You're Not A Fish In The Stream, You're A Whirlpool In The Stream
Hopefully, around April of next year, I will enter into the third phase of my life, the Self-Actualization Phase.
For review, there are three life phases of the Alpha Male 2.0, which are:
The Breakout Phase (age 18-34 or so) when you break away from the authority figures of your parents, boss, and girlfriend (if you have one).
The Empire Building Phase (age 27-35 to older years, whatever “older years” means to you) where you build the life infrastructure you need to live a full and happy life (financially, business, physically, five flags, your dating/relationship life, etc).
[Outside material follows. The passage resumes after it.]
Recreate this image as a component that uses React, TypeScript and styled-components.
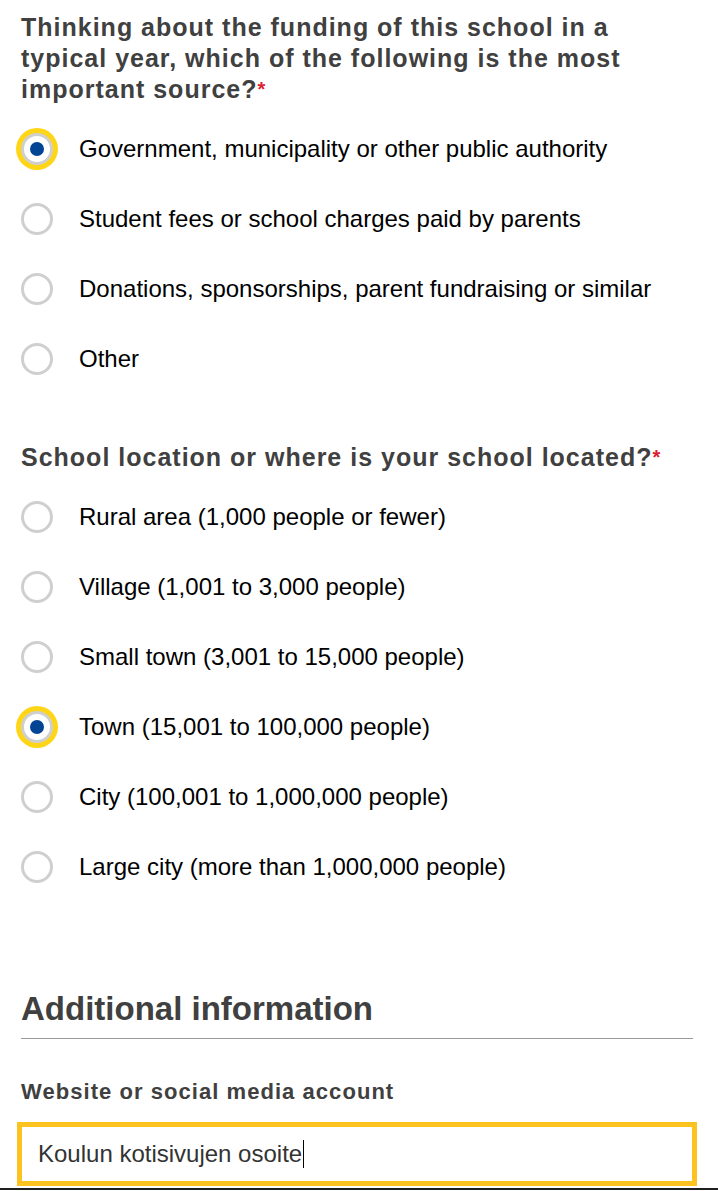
import React from "react";
import styled, { createGlobalStyle } from "styled-components";

const GlobalStyle = createGlobalStyle`
  body {
    margin: 0;
    background: #fff;
    font-family: "Liberation Sans", Arial, sans-serif;
  }
`;

const Page = styled.div`
  padding: 12px 25px 0 21px;
  color: #000;
`;

const Question = styled.fieldset`
  border: 0;
  margin: 0 0 48px;
  padding: 0;
`;

const Legend = styled.legend`
  padding: 0;
  font-size: 25px;
  letter-spacing: 1px;
  font-weight: 700;
  line-height: 31px;
  color: #404040;
  margin-bottom: 9px;
`;

const Required = styled.span`
  color: #da2131;
  font-size: 20px;
  vertical-align: top;
`;

const OptionRow = styled.label`
  display: flex;
  align-items: center;
  height: 70px;
  gap: 26px;
  font-size: 24px;
  color: #000;
  cursor: pointer;
`;

const Radio = styled.span<{ $checked?: boolean }>`
  position: relative;
  flex: none;
  width: 32px;
  height: 32px;
  box-sizing: border-box;
  border-radius: 50%;
  border: 3px solid #cfcfcf;
  background: #fff;
  box-shadow: ${(p) => (p.$checked ? "0 0 0 5px #ffd617" : "none")};

  &::after {
    content: "";
    display: ${(p) => (p.$checked ? "block" : "none")};
    position: absolute;
    left: 50%;
    top: 50%;
    width: 14px;
    height: 14px;
    margin: -7px 0 0 -7px;
    border-radius: 50%;
    background: #004494;
  }
`;

const SectionTitle = styled.h2`
  margin: 88px 0 0;
  padding-bottom: 10px;
  font-size: 33px;
  line-height: 38px;
  font-weight: 700;
  color: #404040;
  border-bottom: 1px solid #9a9a9a;
`;

const FieldLabel = styled.div`
  margin-top: 41px;
  font-size: 22px;
  letter-spacing: 1.05px;
  font-weight: 700;
  color: #404040;
  line-height: 24px;
`;

const TextBox = styled.div`
  margin: 18px 0 0 -4px;
  width: 680px;
  height: 64px;
  box-sizing: border-box;
  border: 5px solid #fcc21f;
  padding: 0 16px;
  display: flex;
  align-items: center;
  font-size: 24px;
  color: #333;
`;

const Caret = styled.span`
  display: inline-block;
  width: 1px;
  height: 28px;
  background: #000;
  margin-left: 1px;
`;

const BottomEdge = styled.div`
  height: 2px;
  margin: 2px -25px 0 -21px;
  background: #1f1f1f;
`;

type Q = { title: string; options: string[]; selected: number };

const questions: Q[] = [
  {
    title:
      "Thinking about the funding of this school in a typical year, which of the following is the most important source?",
    options: [
      "Government, municipality or other public authority",
      "Student fees or school charges paid by parents",
      "Donations, sponsorships, parent fundraising or similar",
      "Other",
    ],
    selected: 0,
  },
  {
    title: "School location or where is your school located?",
    options: [
      "Rural area (1,000 people or fewer)",
      "Village (1,001 to 3,000 people)",
      "Small town (3,001 to 15,000 people)",
      "Town (15,001 to 100,000 people)",
      "City (100,001 to 1,000,000 people)",
      "Large city (more than 1,000,000 people)",
    ],
    selected: 3,
  },
];

const App: React.FunctionComponent = () => {
  return (
    <Page>
      <GlobalStyle />
      {questions.map((q, qi) => (
        <Question key={qi}>
          <Legend>
            {q.title}
            <Required>*</Required>
          </Legend>
          {q.options.map((opt, i) => (
            <OptionRow key={opt}>
              <Radio $checked={i === q.selected} />
              {opt}
            </OptionRow>
          ))}
        </Question>
      ))}
      <SectionTitle>Additional information</SectionTitle>
      <FieldLabel>Website or social media account</FieldLabel>
      <TextBox>
        Koulun kotisivujen osoite
        <Caret />
      </TextBox>
      <BottomEdge />
    </Page>
  );
};

export default App;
The Self-Actualization Phase (older years to death) where you focus on becoming the best you can be and expressing yourself in the world the way you were always meant to, without having to worry about survival or logistics.
When I enter this phase, I will keep working, because the entire concept of retirement is stupid and based on false Societal Programming from the elites. (The German government invented the concept of retirement in the late 19th Century just to get old men out of the work force to ensure young men would have jobs so they wouldn’t revolt against them. But the problems of German elites from 1885 have nothing to do with you.)
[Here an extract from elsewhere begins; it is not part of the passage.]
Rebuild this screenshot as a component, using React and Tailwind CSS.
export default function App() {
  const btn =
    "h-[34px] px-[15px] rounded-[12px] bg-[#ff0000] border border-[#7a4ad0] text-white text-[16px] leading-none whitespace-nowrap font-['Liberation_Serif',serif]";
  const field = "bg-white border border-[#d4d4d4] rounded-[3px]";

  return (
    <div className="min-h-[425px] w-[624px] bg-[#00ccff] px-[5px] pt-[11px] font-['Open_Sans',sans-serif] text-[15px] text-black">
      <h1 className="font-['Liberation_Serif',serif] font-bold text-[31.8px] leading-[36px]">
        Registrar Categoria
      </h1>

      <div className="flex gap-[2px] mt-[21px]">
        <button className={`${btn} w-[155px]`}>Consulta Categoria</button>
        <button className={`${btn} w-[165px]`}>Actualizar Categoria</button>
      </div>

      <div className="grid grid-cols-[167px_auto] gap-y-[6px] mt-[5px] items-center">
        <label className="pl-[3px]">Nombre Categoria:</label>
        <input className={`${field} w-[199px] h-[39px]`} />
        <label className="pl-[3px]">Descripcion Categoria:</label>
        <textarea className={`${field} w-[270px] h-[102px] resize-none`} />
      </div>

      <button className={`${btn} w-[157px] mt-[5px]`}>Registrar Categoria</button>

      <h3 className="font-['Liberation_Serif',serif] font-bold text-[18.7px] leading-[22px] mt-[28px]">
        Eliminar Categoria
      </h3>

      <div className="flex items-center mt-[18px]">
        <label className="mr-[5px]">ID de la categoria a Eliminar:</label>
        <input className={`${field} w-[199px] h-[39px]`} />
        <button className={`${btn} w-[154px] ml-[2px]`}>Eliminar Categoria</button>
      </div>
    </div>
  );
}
Instead, I will continue to work, but on things I want to work on rather than those with the highest income potential. I won’t really care how much money I make at that time.
This is as opposed to today (and the last 35 years of my life), where pretty much all I’ve thought about is/was how much money my work produced.
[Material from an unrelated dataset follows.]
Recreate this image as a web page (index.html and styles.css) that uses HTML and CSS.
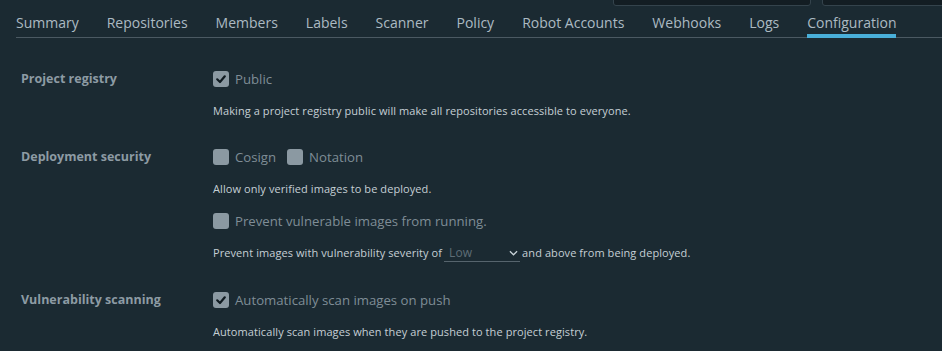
FILE: index.html
```html
<!DOCTYPE html>
<html>
<head>
<meta charset="utf-8">
<link rel="stylesheet" href="styles.css">
</head>
<body>
<div class="topbar">
  <div class="ghost ghost-a"></div>
  <div class="ghost ghost-b"></div>
</div>
<div class="page">
  <nav class="tabs">
    <span class="tab">Summary</span>
    <span class="tab">Repositories</span>
    <span class="tab">Members</span>
    <span class="tab">Labels</span>
    <span class="tab">Scanner</span>
    <span class="tab">Policy</span>
    <span class="tab">Robot Accounts</span>
    <span class="tab">Webhooks</span>
    <span class="tab">Logs</span>
    <span class="tab active">Configuration</span>
  </nav>
  <div class="form">
    <div class="row">
      <div class="label">Project registry</div>
      <div class="field">
        <div class="checks">
          <label class="check"><span class="box on"><svg viewBox="0 0 16 16" width="16" height="16"><path d="M4.2 8.3 L7 11 L11.8 5.3" fill="none" stroke="#0f1a20" stroke-width="2.2" stroke-linecap="round" stroke-linejoin="round"/></svg></span>Public</label>
        </div>
        <div class="help">Making a project registry public will make all repositories accessible to everyone.</div>
      </div>
    </div>
    <div class="row">
      <div class="label">Deployment security</div>
      <div class="field">
        <div class="checks">
          <label class="check"><span class="box"></span>Cosign</label>
          <label class="check"><span class="box"></span>Notation</label>
        </div>
        <div class="help">Allow only verified images to be deployed.</div>
        <div class="checks sub">
          <label class="check"><span class="box"></span>Prevent vulnerable images from running.</label>
        </div>
        <div class="help tight">Prevent images with vulnerability severity of <span class="select">Low<svg class="chev" viewBox="0 0 10 6" width="9" height="6"><path d="M1 1 L5 5 L9 1" fill="none" stroke="#c8d2d8" stroke-width="1.4"/></svg></span> and above from being deployed.</div>
      </div>
    </div>
    <div class="row last">
      <div class="label">Vulnerability scanning</div>
      <div class="field">
        <div class="checks">
          <label class="check"><span class="box on"><svg viewBox="0 0 16 16" width="16" height="16"><path d="M4.2 8.3 L7 11 L11.8 5.3" fill="none" stroke="#0f1a20" stroke-width="2.2" stroke-linecap="round" stroke-linejoin="round"/></svg></span>Automatically scan images on push</label>
        </div>
        <div class="help">Automatically scan images when they are pushed to the project registry.</div>
      </div>
    </div>
  </div>
</div>
</body>
</html>
```
FILE: styles.css
```css
html, body {
  margin: 0;
  padding: 0;
  background: #1b2a32;
  font-family: "Open Sans", Lato, sans-serif;
  color: #acbac3;
  height: 100%;
  overflow: hidden;
}
.topbar {
  position: absolute;
  top: 0;
  left: 0;
  right: 0;
  height: 5px;
}
.ghost {
  position: absolute;
  top: -4px;
  height: 8px;
  background: #131d23;
  border: 1px solid #34434c;
  border-radius: 3px;
}
.ghost-a { left: 613px; width: 196px; }
.ghost-b { left: 822px; width: 140px; }
.page {
  padding-left: 16px;
}
.tabs {
  display: flex;
  gap: 28px;
  padding-top: 12px;
  border-bottom: 1px solid #4b5962;
  box-sizing: border-box;
  height: 38px;
}
.tab {
  font-size: 14px;
  line-height: 21px;
  color: #acbac3;
  position: relative;
  white-space: nowrap;
}
.tab.active::after {
  content: "";
  position: absolute;
  left: 0;
  right: 0;
  top: 22px;
  height: 4px;
  background: #49afd9;
}
.form {
  padding-top: 30px;
}
.row {
  display: grid;
  grid-template-columns: 197px 1fr;
  margin-bottom: 27px;
}
.row.last { margin-bottom: 0; }
.label {
  padding-left: 5px;
  font-size: 12.5px;
  font-weight: 700;
  color: #8d9ba4;
  line-height: 22px;
}
.field {
  display: flex;
  flex-direction: column;
}
.checks {
  display: flex;
  gap: 11px;
  height: 22px;
  align-items: center;
}
.checks.sub {
  margin-top: 13px;
}
.check {
  display: flex;
  align-items: center;
  gap: 6px;
  font-size: 13.2px;
  color: #7f8d96;
}
.box {
  width: 16px;
  height: 16px;
  border-radius: 3px;
  background: #8b99a2;
  display: inline-block;
}
.box svg { display: block; }
.help {
  margin-top: 13px;
  font-size: 11px;
  letter-spacing: 0.08px;
  line-height: 16px;
  color: #c5cfd5;
  display: flex;
  align-items: center;
  white-space: nowrap;
}
.help.tight { margin-top: 12px; }
.select {
  display: inline-flex;
  align-items: center;
  justify-content: space-between;
  width: 76px;
  margin: 0 2px 0 2px;
  padding-left: 5px;
  border-bottom: 1px solid #56646d;
  color: #5e6d76;
  font-size: 12px;
  line-height: 17px;
  box-sizing: border-box;
}
.chev { margin-right: 2px; }
```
One of the things I would like to do next year is write a book about philosophy, specifically the nature of the universe, who you are, who you are not, moral and ethics, spirituality, and a bunch of other aspects.
I’ve already started writing this book in my spare time and I posted a rough draft sample chapter on one of my YouTube channels.
One concept that I will fully explore in the book is that you are not separate from the universe, but a part of the universe. This is not a new concept and I’m sure you’ve heard it before, but I don’t think people realise what this means.
This means you are not a salmon struggling to swim upstream. That salmon is, or at least feels separate from the stream, like the stream is working against him.
But that’s not how this works. Instead, you are a whirlpool in the stream. You ARE the stream. You are a visible component of the stream, but you’re still the stream. The stream isn’t working against you because the stream is you.
Saying you’re separate from the world trying to make your way in the world is like saying your hand is separate from your body and it’s struggling against your body.
No.
You’re simply a part of the universe that is looking at yourself through this temporary construct you call Joe Smith. When you die, most likely (and we don’t know this for sure, it’s just the most likely theory), you go back to the oneness of the universe, just like when the whirlpool vanishes from the stream or when a drop of water hits the ocean.
There’s a tremendous amount of benefit in looking at your life this way which makes success and happiness much easier. I’ll delve more into that in the book.
But the problem this creates is a great amount of fear, in that what is “you” (your ego) will likely vanish forever once you, the drop, goes back to the ocean.
You and I have built up a lot of time and energy into the thing you call you. And we don’t want that to go away.
Christians and Muslims reconcile this terror by stating that “you” don’t die when you die, you just go to Heaven and just keep on living, just in a different environment that is 100% awesome for the rest of your life.
The problem is that we have literally no real data to back this up (whereas the whirlpool/stream system has a lot more evidence) and the Heaven concept sounds extremely convenient and fantastical, like humans scared to die just made that shit up to make everyone feel better.
Anti-aging and living a long life are strong parts of who I am, and have been for a long time. Unlike most people in the collapsing era in which we live, I have a really great life that I really like, so I want to keep this party going for a long as possible.
It’s nice to know that I’m a whirlpool in the stream while I’m alive, but it really bothers me that the whirlpool I am will just merge back into the stream at some point in the next few decades.
I really like being one with the stream. Knowing this and living this way makes me happy, at peace, and successful. (More on that in the book.)
But I also really like being a big, brash whirlpool named Caleb Jones who lives in Dubai and Paraguay, who owns a few exciting companies, and has several women in his life he really cares about.
This is one of many life and existence dichotomies we have to wrestle with. I’ll talk more about this in the book. Maybe next year you’ll be able to read it.


Memento Mori remains one of the most powerful concepts I’ve seen for coming to terms with this. By acknowledging the ‘end’ you become more present in the moment. Aware of the stream, while remaining the whirlpool.